American ice hockey team

The Monroe Moccasins were a professional ice hockey team that played in the Western Professional Hockey League. Based in Monroe, Louisiana from 1997 until the end of the 2001 season, the team played its home games at the Monroe Civic Center.

== History ==
Monroe was awarded an expansion franchise in May 1997 slated to begin play that October. After early troubles with ownership and securing home ice at the civic center, the team would begin the season by going 4-3 on the road before playing their first home game before a sold out crowd on November 8. Coached by Rob Bremner, the team would see moderate success for their inaugural season finishing one game out of the playoffs and averaging 3,178 fans per game.

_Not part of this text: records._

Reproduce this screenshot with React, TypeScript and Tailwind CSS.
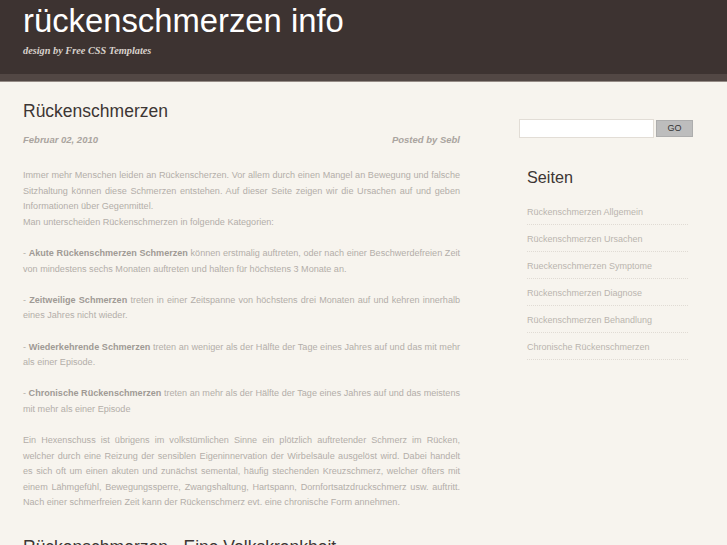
import React from 'react';

const pages = [
  "Rückenschmerzen Allgemein",
  "Rückenschmerzen Ursachen",
  "Rueckenschmerzen Symptome",
  "Rückenschmerzen Diagnose",
  "Rückenschmerzen Behandlung",
  "Chronische Rückenschmerzen",
];

function Header() {
  return (
    <div>
      <div className="h-[74px] bg-[#3d3331] px-[23px] pt-[4px]">
        <h1 className="text-[32.8px] leading-[34px] text-white">rückenschmerzen info</h1>
        <p className="mt-[7px] font-['Liberation_Serif',serif] text-[10.3px] font-bold italic leading-[12px] text-[#d9d2cc]">
          design by Free CSS Templates
        </p>
      </div>
      <div className="h-[7px] bg-[#524744]" />
      <div className="h-px bg-[#958b86]" />
    </div>
  );
}

function Post() {
  return (
    <div className="w-[437px]">
      <h2 className="text-[17.5px] leading-[22px] text-[#3d3634]">Rückenschmerzen</h2>
      <div className="mt-[12px] flex justify-between text-[9.5px] font-bold italic leading-[12px] text-[#aaa49f]">
        <span>Februar 02, 2010</span>
        <span>Posted by Sebl</span>
      </div>
      <div className="mt-[22px] text-justify text-[9.08px] leading-[15.6px] text-[#b3aea9] [&_b]:text-[#a09a95]">
        Immer mehr Menschen leiden an Rückenscherzen. Vor allem durch einen Mangel an Bewegung und falsche Sitzhaltung können diese Schmerzen entstehen. Auf dieser Seite zeigen wir die Ursachen auf und geben Informationen über Gegenmittel.
        <br />
        Man unterscheiden Rückenschmerzen in folgende Kategorien:
        <br />
        <br />
        - <b>Akute Rückenschmerzen Schmerzen</b> können erstmalig auftreten, oder nach einer Beschwerdefreien Zeit von mindestens sechs Monaten auftreten und halten für höchstens 3 Monate an.
        <br />
        <br />
        - <b>Zeitweilige Schmerzen</b> treten in einer Zeitspanne von höchstens drei Monaten auf und kehren innerhalb eines Jahres nicht wieder.
        <br />
        <br />
        - <b>Wiederkehrende Schmerzen</b> treten an weniger als der Hälfte der Tage eines Jahres auf und das mit mehr als einer Episode.
        <br />
        <br />
        - <b>Chronische Rückenschmerzen</b> treten an mehr als der Hälfte der Tage eines Jahres auf und das meistens mit mehr als einer Episode
        <br />
        <br />
        Ein Hexenschuss ist übrigens im volkstümlichen Sinne ein plötzlich auftretender Schmerz im Rücken, welcher durch eine Reizung der sensiblen Eigeninnervation der Wirbelsäule ausgelöst wird. Dabei handelt es sich oft um einen akuten und zunächst semental, häufig stechenden Kreuzschmerz, welcher öfters mit einem Lähmgefühl, Bewegungssperre, Zwangshaltung, Hartspann, Dornfortsatzdruckschmerz usw. auftritt. Nach einer schmerfreien Zeit kann der Rückenschmerz evt. eine chronische Form annehmen.
      </div>
      <h2 className="mt-[25px] text-[17.5px] leading-[22px] text-[#3d3634]">Rückenschmerzen - Eine Volkskrankheit</h2>
    </div>
  );
}

function Sidebar() {
  return (
    <div className="w-[175px] pt-[19px]">
      <div className="flex items-center gap-[2px]">
        <div className="h-[19px] w-[135px] border border-[#e2ddd6] bg-white" />
        <button className="h-[17px] w-[37px] border border-[#adadad] bg-[#bdbdbd] text-[9px] leading-none text-[#333]">
          GO
        </button>
      </div>
      <div className="pl-[8px]">
        <h3 className="mt-[29px] text-[16.2px] leading-[20px] text-[#3d3634]">Seiten</h3>
        <ul className="mt-[11px] w-[161px]">
          {pages.map((p) => (
            <li key={p} className="border-b border-dotted border-[#e0dbd4] pb-[8px] pt-[10px] text-[9px] leading-[8px] text-[#bab4ae]">
              {p}
            </li>
          ))}
        </ul>
      </div>
    </div>
  );
}

export default function App() {
  return (
    <div className="h-[545px] overflow-hidden bg-[#f7f4ee] font-['Liberation_Sans',Arial,sans-serif]">
      <Header />
      <div className="flex gap-[59px] px-[23px] pt-[18px]">
        <Post />
        <Sidebar />
      </div>
    </div>
  );
}
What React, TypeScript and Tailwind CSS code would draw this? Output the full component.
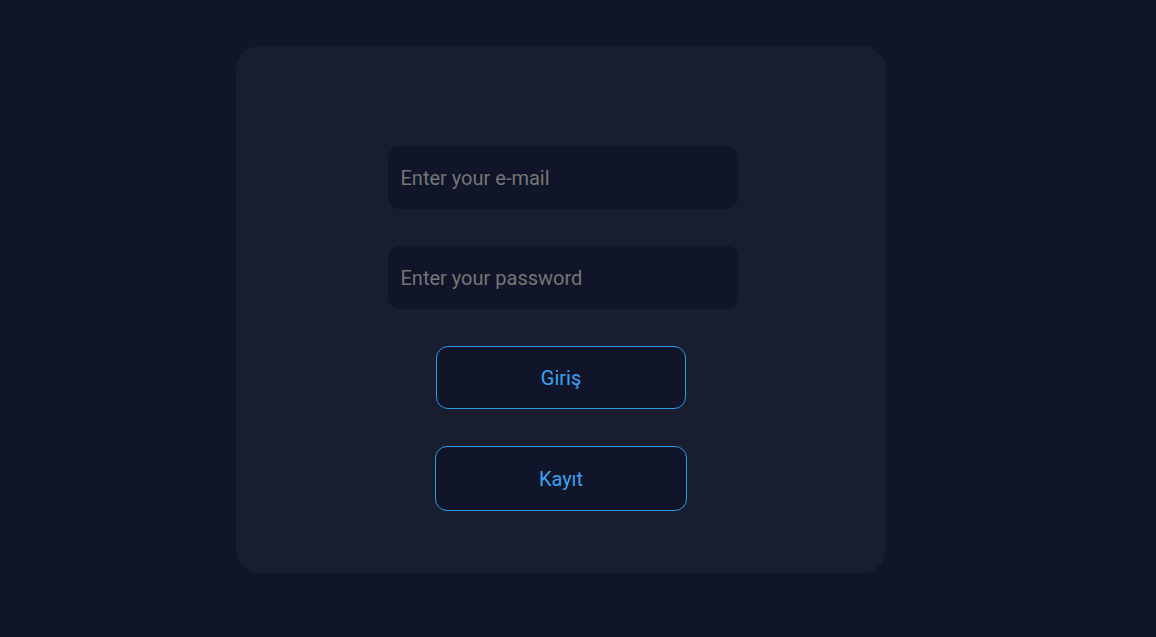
import React from "react";

export default function App() {
  return (
    <div
      className="min-h-[637px] w-full bg-[#10152a] pt-[46px] pl-[236px]"
      style={{ fontFamily: "Roboto, 'Liberation Sans', sans-serif" }}
    >
      <div className="w-[650px] h-[527px] rounded-[24px] bg-[#181d30] flex flex-col items-center pt-[100px]">
        <input
          type="email"
          placeholder="Enter your e-mail"
          className="ml-[3px] w-[350px] h-[63px] rounded-[12px] bg-[#10152a] pl-[13px] text-[20px] text-[#9ca3af] placeholder:text-[#757575] outline-none"
        />
        <input
          type="password"
          placeholder="Enter your password"
          className="ml-[3px] mt-[37px] w-[350px] h-[63px] rounded-[12px] bg-[#10152a] pl-[13px] text-[20px] text-[#9ca3af] placeholder:text-[#757575] outline-none"
        />
        <button className="mt-[37px] w-[250px] h-[63px] rounded-[12px] border border-[#2d9be6] bg-[#10152a] text-[20px] text-[#3aa2f0]">
          Giriş
        </button>
        <button className="mt-[37px] w-[252px] h-[65px] rounded-[12px] border border-[#2d9be6] bg-[#10152a] text-[20px] text-[#3aa2f0]">
          Kayıt
        </button>
      </div>
    </div>
  );
}
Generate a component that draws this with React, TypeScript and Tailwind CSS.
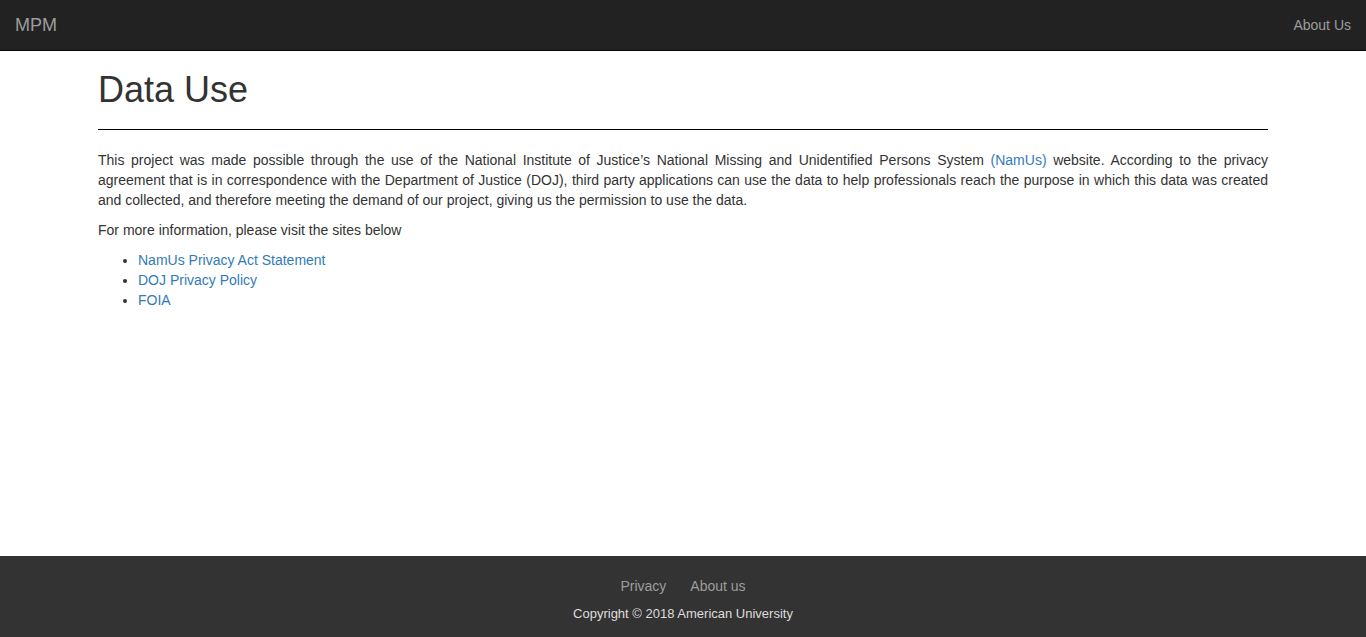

Prior to the 1998-99 season, permanent ice was installed at the civic center allowing for the team to remain in Monroe. On the ice, the squad would see the franchise's first playoff berth. However with declining attendance, Rob Bremner was relieved of his coaching duties following the season.

For the 1999-00 season, former Moccasin Brian Curran was selected as head coach. Playing a more aggressive style, the team would advance once again to the playoffs where they would subsequently lose in the first round to Arkansas.

Leading into the 2000-01 season, the future of the franchise came into question as a result of the continual decline in attendance. By February 2000, the team was being kept afloat by the league itself. After falling severely short in securing 2,500 season tickets for the 2001-02 season with just 653 sold, the team would cease operation that June.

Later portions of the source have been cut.